CHARLOTTE NAACP: Lack of diversity in Kerrick jury selection

The jury in the Kerrick trial is raising concerns for some people. The NAACP tells FOX 46 it's disappointed in the makeup of the jury.

It consists of eight women and four men. Two women and three men are white, two women are Hispanic and two women and one man is black. The NAACP is upset because of a lack of diversity, saying the jury selection does not reflect the demographic of Mecklenburg County. 

The real question is, how important is diversity in such a high profile case like the Kerrick trial?

Corine Mack, Charlotte Chapter President of the NAACP says she's been emotionally attached to the Kerrick case from the beginning. "He was a man. A young man who had a life to live. Which will not be lived now because it was taken by officer Kerrick," Mack said.

12 jurors will have to decide if officer Randall Kerrick used excessive force or acted in self-defense in the shooting death of unarmed Jonathan Ferrell.
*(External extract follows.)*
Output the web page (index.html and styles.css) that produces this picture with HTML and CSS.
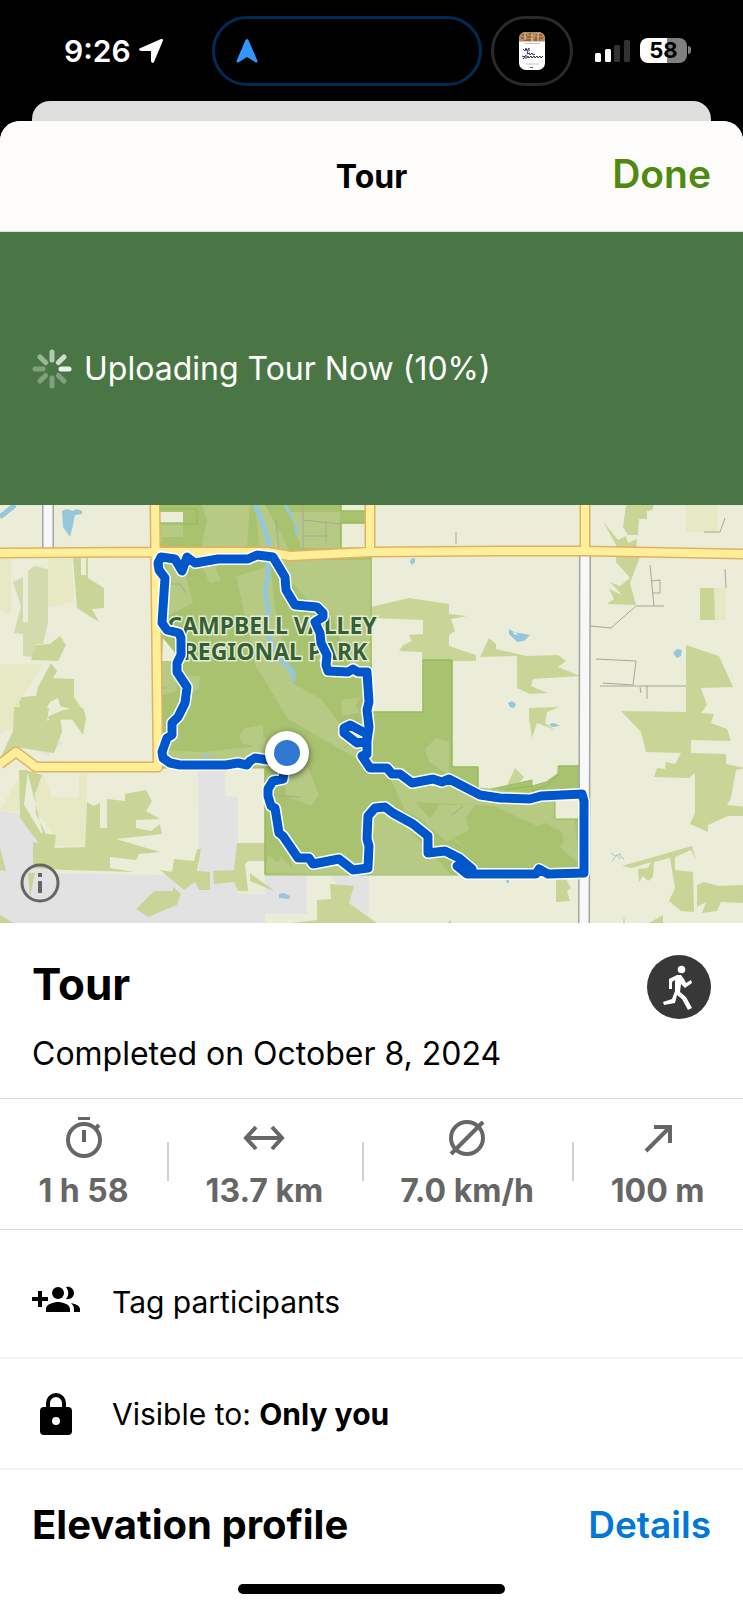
FILE: index.html
```html
<!DOCTYPE html>
<html lang="en">
<head>
  <meta charset="UTF-8" />
  <title>Tour</title>
  <meta name="viewport" content="width=device-width, initial-scale=1.0"/>
  <link rel="stylesheet" href="styles.css">
</head>
<body>
  <div class="status-bar">
    <div class="clock">
      <span>9:26</span>
      <svg class="location" viewBox="0 0 24 24"><path d="M24 1.500 15 23q-1.500 2-3-.5V12H2Q-1 11 .5 9.500L22 0q2-.5 2 1.500z" fill="#fff"/></svg>
    </div>
    <div class="island">
      <svg viewBox="0 0 22 24"><path d="M11 0q1.200 0 1.700 1.500L21.500 22q.2 2-1.700 1.500L11 18 2.200 23.500Q.3 24 .5 22L9.300 1.500Q9.800 0 11 0z" fill="#2f97ff"/></svg>
    </div>
    <div class="island-small">
      <svg viewBox="0 0 26 38">
        <rect width="26" height="38" rx="7" fill="#fff"/>
        <path d="M0 9.500V7q0-7 7-7h12q7 0 7 7v2.500z" fill="#b98a5b"/>
        <path d="M3 3h5M10 2h4M17 3h6M2 6h4M8 5h6M16 6h8M5 8h7M15 8h6" stroke="#6f4524" stroke-width="1"/>
        <path d="M6 1v7M13 1v8M19 1v8" stroke="#e4cfaa" stroke-width="1"/>
        <path d="M6 11.500h15M7 32h13" stroke="#aaa" stroke-width=".7"/>
        <path d="M4 17l2 2 1-3 1 3 2-3v3M9 19l-1 3 3-1M3 24l3 1-2 2 3-4v4" stroke="#35357e" stroke-width="1" fill="none"/>
        <path d="M10 21l1 2 2-2 1 2 2-1M8 26l1-2 1 2 2-2 1 2 2-2 1 2 2-2 1 2 2-2 1 2 2-2" stroke="#333" stroke-width="1" fill="none"/>
        <path d="M11 35.500h3" stroke="#555" stroke-width="1"/>
      </svg>
    </div>
    <div class="signal">
      <svg class="bars" viewBox="0 0 35 22">
        <rect y="13" width="6" height="9" rx="1.500" fill="#fff"/>
        <rect x="10" y="9" width="6" height="13" rx="1.500" fill="#fff"/>
        <rect x="19" y="5" width="6" height="17" rx="1.500" fill="#333"/>
        <rect x="29" width="6" height="22" rx="1.500" fill="#333"/>
      </svg>
      <div class="battery">58</div>
    </div>
  </div>

  <div class="sheet-behind"></div>
  <main class="sheet">
    <header>
      <h1>Tour</h1>
      <button class="done">Done</button>
    </header>

    <div class="upload" role="status">
      <svg viewBox="0 0 40 40" stroke="#fff" stroke-width="5" stroke-linecap="round">
        <path d="M29 20h8" opacity=".9"/>
        <path d="M26.400 13.600l5.600-5.600" opacity=".75"/>
        <path d="M20 11V3" opacity=".6"/>
        <path d="M13.600 13.600L8 8" opacity=".45"/>
        <path d="M11 20H3" opacity=".3"/>
        <path d="M13.600 26.400L8 32M20 29v8M26.400 26.400L32 32" opacity=".3"/>
      </svg>
      <span>Uploading Tour Now (10%)</span>
    </div>

    <div class="map">
      <svg class="map-canvas" viewBox="0 505 743 418">
        <defs>
          <path id="roads" d="M0 553l155-1h95l17 0 23 4 80-4 130-1h85l158 3M370 505v46M585 505v46M155 505l3 262H36l-20-15-16 12"/>
          <path id="track" d="M287 753l-7 7h-12l-13-2-5 3-3 4-9-2-12 2h-46l-10-2-7-5-1-6 5-14 5-3v-12l6-6 7-14 2-16-10-15v-9l4-8v-17l-2-5-12-3-5-7 3-45-6-8-1-7 3-6 14 2 7 12 5-14 8 6 23-4h30l9-4 16 2 12 20 1 13 9 15 22 2 6 6v4l-8 5 5 11 1 10 6 12-1 10 2 6 20 1 5-3 5 3h9l2 30-2 8 2 17-2 14-10 2-13-10v-5l6-3 17 9v20l-5 2 8 12h17l5 6h8l12 9 21-4 9 3 7-3 31 16 20 3 30 1 11-3 41-2 2 7v72l-36 1-9-5-3 5h-69l-10-8 15 3-13-11-14-7-17 2v-17l-15-12-20-11-8-6-10 1-7 8-1 23 2 7-1 22-15 2-14-11-26 5-4-6h-11l-15-22-4-3-4-25-4-2-3-10v-7l5-8 10-2z"/>
        </defs>
        <rect y="505" width="743" height="418" fill="#ebedd8"/>

        <!-- fields -->
        <g fill="#e6e9c3">
          <path d="M0 559h11v56l-11-4zM48 559h24l2 43-26 5zM0 664h43l-20 32-2 28-21 10zM0 810l17-29 5 10-4 21zM36 780l7-5 9 22h27v-24h8l-2 73H53l-1-13-16-22z"/>
          <path d="M686 505h32v27h-32zM714 588h12v32h-12z"/>
        </g>

        <!-- built-up areas -->
        <g fill="#e2e2e2">
          <path d="M0 811l20 3 27 29 4 30 110 2 10-5h28l-1-100h27v26l13 1v97h27v36h-17v13H0z"/>
          <path d="M26 744l32-20-2 16 8 3-11 6-5 7zM265 876h42v38h-42zM331 876h38v40l-20-13z"/>
          <path d="M225 771h40v19h-27l-13 5z" fill="#ebedd8"/>
        </g>

        <!-- forest -->
        <g fill="#c9d597">
          <path d="M13 582l10-5v45h5v-51l6-5 14 3v54l-5 21h-7v13l-13-1v-22l-9-1 7-27z" fill="#d3dbae"/>
          <path d="M36 645l14-1 10-8 6 9-8 16-27-1zM73 558h8v17h5v-17h2v20l16 10v20l-12 1 7 13-22-14z"/>
          <path d="M51 663l6 8-4 7 21 1v18l11 16-3 7-20-1 8-10-10-3-2-8-8 4-5 9-24 1-2-10 3-5 14-1 2-9z"/>
          <path d="M14 707l35 1-2 13 13-8 2 19-8 21-39-6-11 13-4-1 13-28zM19 770h9l-4 35 17 28 15 2-3 23-20-1v-15l4 5 1-5-18-24zM27 770l15 5-7 19 1 20 10 20 7 1v13l32-1 2-45 6 4 7-3v25h7v-29l18 2v-7l21-4 6 11-6 10 14 8-24 1v8l15 3 9-7 2 10-46 5 44 13-21 2-3 6-26-3v11l24 4-69-2-32-2V842l13 4zM63 710l20-2 3 10-3 17-11-16-13 1-3 7-9-10z"/>
          <path d="M0 848l6 23-6-1zM0 915l14 8H0zM28 873h7l-5 24zM136 909l18-18h19v-4l8 7-4 11-29 12zM160 870l12 2 2-13 20 2 3-12h4l-4 22 13 1v18h-11l-4-8-11 8zM213 871l21-1 3-27h28v18h-17l-3 3 1 9 2 18h-10l-4-9-20 2zM250 873l26 19-26-11zM330 884l24 2-5 17 28 20h-87l27-3v-20l14-1z"/>
          <path d="M371 607l38-9 40 6v10l18 2-16 3 4 12-6 4v11l27 9v6h-54v-9l-23-1 4-6 9-4-3-6 14-1v-14l-51-2zM480 657l9-19 7 6v5l31 7 31-1 8 6-8 6 22 9-47 3-2 7 17 7-18 1-13-6v-32z"/>
          <path d="M626 505h28l-2 5-5 1v8h-8l-1 16h-10l-5-8zM603 521l15 19 8-4 2 7 9-4-1 15 4 3-10 26 6 22-29-1 7-5-5-10 13 6-12-13 10 4 10-8-14-16v-17z"/>
          <path d="M700 588h14l1 32h-15zM686 645l33 11 14 31-32 1 6 17-6 8-15-1zM621 711l65 1 28 2-3 9 16 6 4 12-40-1v13l35 1v10l19 4-9 2-5 28-4 7 22 2v9h-21l-20 9v7l-18-8 5-11v-40l-6 5-35-1 3-9 8 1 1-7 9 2 6-11-35-1-5-20z"/>
          <path d="M529 708l30-1-12 5-2 11 10 7-18-7-5 15-3-20zM515 768l9 9-5 6 12 1-26 6zM622 866l70-20 4 14-5-10-16 7v13l18 2 1 40-13-1-12-10 6-13-5-30-16 4-1 15-5 4-5-5-4 6-1-13 10-1 3-6-19 6zM697 885l7-3 15 4 24-1v18l-22-1-4 9-15 2 4-11-9 5zM556 879h10l5 9-4 3 3 10-14 1zM649 923l14-8v8zM624 916l1 7h-2zM447 923l4-3v3z"/>
        </g>

        <!-- Campbell Valley park -->
        <path d="M160 505h181v6h30v12h-30v25h30v164h52v-52h29v107h26v25l27-6 27-6v6l14-4 13-9v-7h21v108H265V768H160z" fill="#a8c270" stroke="#9dbd65" stroke-width="1"/>
        <g fill="#b6ca83">
          <path d="M160 516h23v21h-20l-3 10zM202 505h48l-3 43h-46l6-28zM265 505l25 46h-30l-5-46zM290 512h50v36h-39zM167 563l18 10 8 30-28 14zM200 563l10 20 11-2-8-20zM273 560h98v110l-20-3-20-53-20-10zM162 660h18l-4 32-14 3zM186 676h14l-1 12-9 7-4-5zM258 570l12-6 6 50 10 40 8 30 27 15 45 60 40 10-14 10-104-60-32-53-20-90zM162 750l40 2 48-5 15-10 1 30H162zM245 728l18-3v22l-20-3-4-8zM285 780l22-15 12 30-8 11-25-10zM268 855l10 8 3-6 12 12-4-14 15 7 66 2 1 11-106-2zM370 811l24 1 56 62H370zM385 767l50 16 50 5 88 10 6 65-20-16 5-5-2-10-16-9-9 3-43-20-79-4 20 22 37 28-23-15-44-27zM425 749l11-11 13 4v33l-20-13zM440 805h36l-10 12 3 13-22 12-21-18zM341 700l20-3-6 9 5 7-18 2z"/>
        </g>
        <path d="M160 512h23v10h-23zM163 638l13 16-5 7h-9zM555 800h24v19h-24z" fill="#ebedd8"/>
        <path d="M160 509h37v15h-37M341 505v6h30M341 548v-25h30M371 557v155h52v-52h29v107h26v25M505 790l27-4v5l14-5 12-11v-9h21M555 800v19h24M265 768v107h314" fill="none" stroke="#8fbb58" stroke-width="1"/>

        <!-- water -->
        <g fill="none" stroke="#95c7dc" stroke-width="5">
          <path d="M0 517l15-12M255 505l8 18 6 20-1 32-3 15 3 20-2 20 9 22 12 14 6 6v9"/>
          <path d="M285 505l8 14M295 522l2 13" stroke-width="3"/>
        </g>
        <g fill="#95c7dc">
          <path d="M62 511l5-2 6 2 3-2 6 2v3l-7 1-2 10-3 12-7-10zM411 559l4-1v4l-3 3-2-3zM509 629l5 3 16 3-6 6-7 1-8-8zM673 653l4-4 5 1-1 6-4 2zM508 703l4-2 4 3-2 4-4-1zM549 724l5-1 6 3-8 1zM279 894l5-1 6 3-1 3-10-1zM203 757l4-4 3 3-4 3zM506 879h3v4h-2z"/>
          <path d="M513 632l3 1 2 2-4-1z" fill="#fff"/>
        </g>
        <path d="M611 853l4 3 5-2 1 3 3 2M612 861l5-6 3 4" fill="none" stroke="#95c7dc" stroke-width="1"/>

        <!-- small paths -->
        <path d="M303 505v48M303 520l37 4M303 536h24M326 521v21M276 520l3 30M171 584h9l6 9M162 688h5M330 625l10 19M274 795l26 2M452 815l11-9M344 748l4-3M456 532v12M650 565l4 41M652 581l8-1v13h-8M591 626l20 2 25-22h28M596 659l40 2-3 24-30-2M600 686h86M640 687l1 6M647 685v14M704 532h16l5-14M725 569l1 19" fill="none" stroke="#a5a898" stroke-width="1"/>

        <!-- roads -->
        <g fill="none" stroke-linejoin="round">
          <path d="M48 505v48M585 552l-1 371" stroke="#a5a5a5" stroke-width="12"/>
          <path d="M48 505v48M585 552l-1 371" stroke="#f8f8f8" stroke-width="9"/>
          <use href="#roads" stroke="#e4b062" stroke-width="11"/>
          <use href="#roads" stroke="#ffef98" stroke-width="8"/>
        </g>

        <text class="map-label">
          <tspan x="275" y="634">CAMPBELL VALLEY</tspan>
          <tspan x="275" y="660">REGIONAL PARK</tspan>
        </text>

        <!-- recorded track -->
        <g fill="none" stroke-linejoin="round" stroke-linecap="round">
          <use href="#track" stroke="#fff" stroke-width="12"/>
          <use href="#track" stroke="#0057cc" stroke-width="9"/>
        </g>
        <circle class="marker" cx="287" cy="753" r="22" fill="#fff"/>
        <circle cx="287" cy="753" r="13" fill="#2f77d0"/>
      </svg>
      <button class="info" aria-label="Map information">
        <svg viewBox="0 0 40 40"><circle cx="20" cy="20" r="18" fill="none" stroke="#666" stroke-width="3"/><path d="M18 10h4v4h-4zM18 18h4v12h-4z" fill="#666"/></svg>
      </button>
    </div>

    <section class="summary">
      <div>
        <h2>Tour</h2>
        <p>Completed on October 8, 2024</p>
      </div>
      <svg class="sport" viewBox="0 0 64 64">
        <circle cx="32" cy="32" r="32" fill="#383838"/>
        <circle cx="34.500" cy="14.500" r="3.800" fill="#fff"/>
        <path d="M22 24l8-4h4l3 4 2 4 5-3 1 3-7 5-4-4-1 8 6 5 6 11-4 2-6-11-5-4-2 8-11 2-1-3 9-3 3-8v-11l-3 2v7h-3z" fill="#fff"/>
      </svg>
    </section>

    <section class="stats">
      <div class="stat">
        <svg viewBox="0 0 44 44"><path d="M16 2h12v3H16z" fill="#666" stroke="none"/><circle cx="22" cy="25" r="16"/><path d="M33 14l4-4M22 15v12"/></svg>
        <span>1 h 58</span>
      </div>
      <div class="stat">
        <svg viewBox="0 0 44 44"><path d="M4 23h36M14 12L4 23l10 11M30 12l10 11-10 11"/></svg>
        <span>13.7 km</span>
      </div>
      <div class="stat">
        <svg viewBox="0 0 44 44"><circle cx="22" cy="23" r="16"/><path d="M6 39L38 7"/></svg>
        <span>7.0 km/h</span>
      </div>
      <div class="stat">
        <svg viewBox="0 0 44 44"><path d="M10 36l23-23M18 12h16v16"/></svg>
        <span>100 m</span>
      </div>
    </section>

    <button class="row row-tag">
      <svg viewBox="0 0 48 48"><path d="M6 13h4v6h6v4h-6v6H6v-6H0v-4h6zM14 34v-3c0-5 8-7 12-7s12 2 12 7v3z"/><circle cx="26" cy="15" r="6"/><path d="M34 9c4-1 8 2 8 6s-4 7-8 6c3-4 3-8 0-12zM39 25c5 1 9 3 9 6v3h-6v-3c0-2-1-4-3-6z"/></svg>
      <span>Tag participants</span>
    </button>
    <button class="row">
      <svg viewBox="0 0 48 48"><path d="M36 17h-2v-4a10 10 0 0 0-20 0v4h-2a4 4 0 0 0-4 4v20a4 4 0 0 0 4 4h24a4 4 0 0 0 4-4V21a4 4 0 0 0-4-4zM24 35a4 4 0 1 1 0-8 4 4 0 0 1 0 8zm6-18H18v-4a6 6 0 0 1 12 0z"/></svg>
      <span>Visible to: <strong>Only you</strong></span>
    </button>

    <section class="elevation">
      <h3>Elevation profile</h3>
      <a href="#details">Details</a>
    </section>
    <div class="home-indicator"></div>
  </main>
</body>
</html>
```

FILE: styles.css
```css
* {
  box-sizing: border-box;
}

body {
  font-family: Inter, sans-serif;
  background-color: #000;
  color: #000;
  margin: 0;
}

h1, h2, h3, p {
  margin: 0;
}

button {
  font-family: inherit;
  border: none;
  background: none;
  padding: 0;
  cursor: pointer;
}

svg {
  display: block;
}

/* Status bar */
.status-bar {
  height: 101px;
  padding: 0 56px 0 64px;
  display: flex;
  align-items: center;
  color: #fff;
}

.clock {
  flex: 1;
  display: flex;
  align-items: center;
  gap: 8px;
  font-size: 30px;
  font-weight: 600;
}

.location {
  width: 24px;
  height: 24px;
}

.island {
  width: 270px;
  height: 70px;
  border: 3px solid #002b55;
  border-radius: 35px;
  padding-left: 21px;
  display: flex;
  align-items: center;
}

.island svg {
  width: 22px;
  height: 24px;
}

.island-small {
  width: 82px;
  height: 70px;
  margin: 0 22px 0 9px;
  border: 3px solid #2a2a2a;
  border-radius: 35px;
  display: flex;
  align-items: center;
  justify-content: center;
}

.island-small svg {
  width: 26px;
  height: 38px;
}

.signal {
  display: flex;
  align-items: center;
  gap: 10px;
}

.bars {
  width: 35px;
  height: 22px;
}

.battery {
  position: relative;
  width: 47px;
  height: 25px;
  border-radius: 8px;
  background: linear-gradient(90deg, #fff 58%, #808080 58%);
  color: #000;
  font-size: 22px;
  font-weight: 700;
  line-height: 25px;
  text-align: center;
}

.battery::after {
  content: "";
  position: absolute;
  right: -4px;
  top: 8px;
  width: 3px;
  height: 8px;
  border-radius: 0 4px 4px 0;
  background-color: #808080;
}

/* Sheet */
.sheet-behind {
  height: 20px;
  margin: 0 32px;
  border-radius: 18px 18px 0 0;
  background-color: #dededc;
}

.sheet {
  background-color: #fff;
  border-radius: 20px 20px 0 0;
  overflow: hidden;
}

header {
  height: 111px;
  padding: 0 32px;
  display: grid;
  grid-template-columns: 1fr auto 1fr;
  align-items: center;
  background-color: #fdfcfb;
  border-bottom: 1px solid #dcdcda;
}

header h1 {
  grid-column: 2;
  font-size: 32px;
  font-weight: 700;
}

.done {
  justify-self: end;
  padding-bottom: 4px;
  color: #4f8a10;
  font-size: 39px;
  font-weight: 600;
  line-height: 48px;
}

.upload {
  height: 273px;
  padding: 0 32px;
  display: flex;
  align-items: center;
  gap: 12px;
  background-color: #4a7645;
  color: #fff;
  font-size: 32px;
}

.upload svg {
  width: 40px;
  height: 40px;
}

/* Map */
.map {
  position: relative;
}

.map-canvas {
  width: 100%;
}

.map-label {
  font-family: "Noto Sans", sans-serif;
  font-size: 23px;
  font-weight: 700;
  text-anchor: middle;
  fill: #355f35;
  stroke: #e3ebd0;
  stroke-width: 3px;
  paint-order: stroke;
}

.marker {
  filter: drop-shadow(0 2px 3px rgba(0, 0, 0, 0.6));
}

.info {
  position: absolute;
  left: 20px;
  bottom: 20px;
}

.info svg {
  width: 40px;
  height: 40px;
}

/* Tour summary */
.summary {
  padding: 32px 32px 24px;
  display: flex;
  justify-content: space-between;
}

.summary h2 {
  font-size: 44px;
  font-weight: 700;
  line-height: 58px;
}

.summary p {
  margin-top: 21px;
  font-size: 32px;
  line-height: 40px;
}

.sport {
  width: 64px;
  height: 64px;
}

.stats {
  height: 132px;
  display: flex;
  border-top: 1px solid #d8d8d8;
  border-bottom: 1px solid #d8d8d8;
}

.stat {
  position: relative;
  flex: 1 1 auto;
  padding-top: 16px;
  display: flex;
  flex-direction: column;
  align-items: center;
  gap: 12px;
  color: #666;
  font-size: 32px;
  font-weight: 700;
  line-height: 40px;
}

.stat + .stat::before {
  content: "";
  position: absolute;
  left: 0;
  top: 43px;
  width: 2px;
  height: 39px;
  background-color: #d0d0d0;
}

.stat svg {
  width: 44px;
  height: 44px;
  fill: none;
  stroke: #666;
  stroke-width: 4px;
}

/* Rows */
.row {
  width: 100%;
  height: 111px;
  padding: 0 32px;
  display: flex;
  align-items: center;
  gap: 32px;
  border-bottom: 2px solid #f3f4ea;
  color: #000;
  font-size: 30px;
  text-align: left;
}

.row-tag {
  height: 129px;
  padding-top: 16px;
}

.row svg {
  width: 48px;
  height: 48px;
}

.elevation {
  padding: 31px 32px 0;
  display: flex;
  justify-content: space-between;
  align-items: center;
  line-height: 48px;
}

.elevation h3 {
  font-size: 40px;
  font-weight: 700;
}

.elevation a {
  color: #0078d8;
  font-size: 37px;
  font-weight: 600;
  text-decoration: none;
}

.home-indicator {
  width: 36%;
  height: 10px;
  margin: 35px auto 16px;
  border-radius: 5px;
  background-color: #000;
}
```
One major concern the NAACP now has is that the jury selection is not diverse enough, something Mack believes could potentially hurt the case. "I think it would help if there were more African Americans because the likelihood is that the African-American has walked in that African-American's shoes. And seen through those eyes."

Legal expert Lane Williamson says it's not all about race. That under federal law, you can not simply select a juror because of their ethnicity.
They had to pick from a pool of 60 people who were all selected randomly from driver's license records and voting records.

"The only thing that's really wrong is where one side or the other is excusing jurors simply based on race," Williamson said.

Mack and Williamson agree just because someone fits a certain demographic does not mean they will decide one way or another. 

Williamson also points out that jurors have to serve on the trial for a long period of time, which takes them away from work. He says the jury pool can be skewed based on socio-economics because of that, which doesn't necessarily mean race.

Mack says while the jury selection is final she has one message for the 12 people who will be seated Monday morning. "You as an individual would look at this trial from a human nature. An unarmed man was killed," Mack said.

Opening statements begin Monday and the judge will announce tomorrow if cameras will be allowed in the courtroom.